Michael D. Moberly, Principal, Founder, kpstrat
Business leadership is obliged to recognize in every (business) transaction, proprietary intangible assets exist and will inevitably be in play, in various forms and contexts of intellectual, structural, and relationship capital along with the various competitive advantages and value either produces + their enabling (probably proprietary) knowhow.
Having that awareness + operational familiarity from the outset is what I describe as a ‘ROI prelude’ to negotiating any transaction, i.e., development, structure, and execution.
Disappointingly, there is often too little recognition of – attention to the complete (pre + post transaction) portrait of the intangible assets in play…
- much of this can be favorably mitigated with leader + negotiator foresight to seek and achieve operational familiarity with business things intangible in advance.
Effectively doing this, can be an important entrée for sellers and/or buyers of business things intangible insofar as recognizing and differentiating relevant connections to how, why, which, and when key intangible assets are in play and at risk…

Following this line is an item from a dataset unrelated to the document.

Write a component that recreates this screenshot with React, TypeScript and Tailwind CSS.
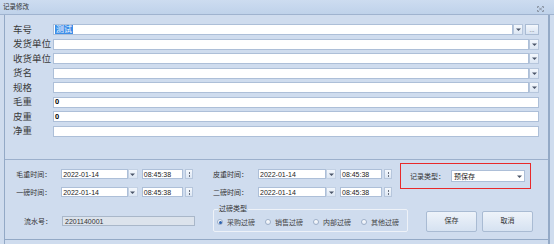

- relative to a probability of negotiating + potentially benefitting from and increasing the probability that a desired (ROI) outcome is achievable,
- dependent also on conducting pre – post transaction due diligence specific to the intangible assets in play.
It’s essential that leadership’ appreciation for business things intangible reaches beyond conventional (intangible asset) valuation processes, especially in light of the irreversible economic fact – business operation reality that…
- 80+% of most business’s value, sources of revenue, competitiveness, and sustainability lie in – emerge directly from intangible assets,
- however, risks to same are asymmetric, unrelenting, and unforgiving, and routinely materialize at keystroke speeds.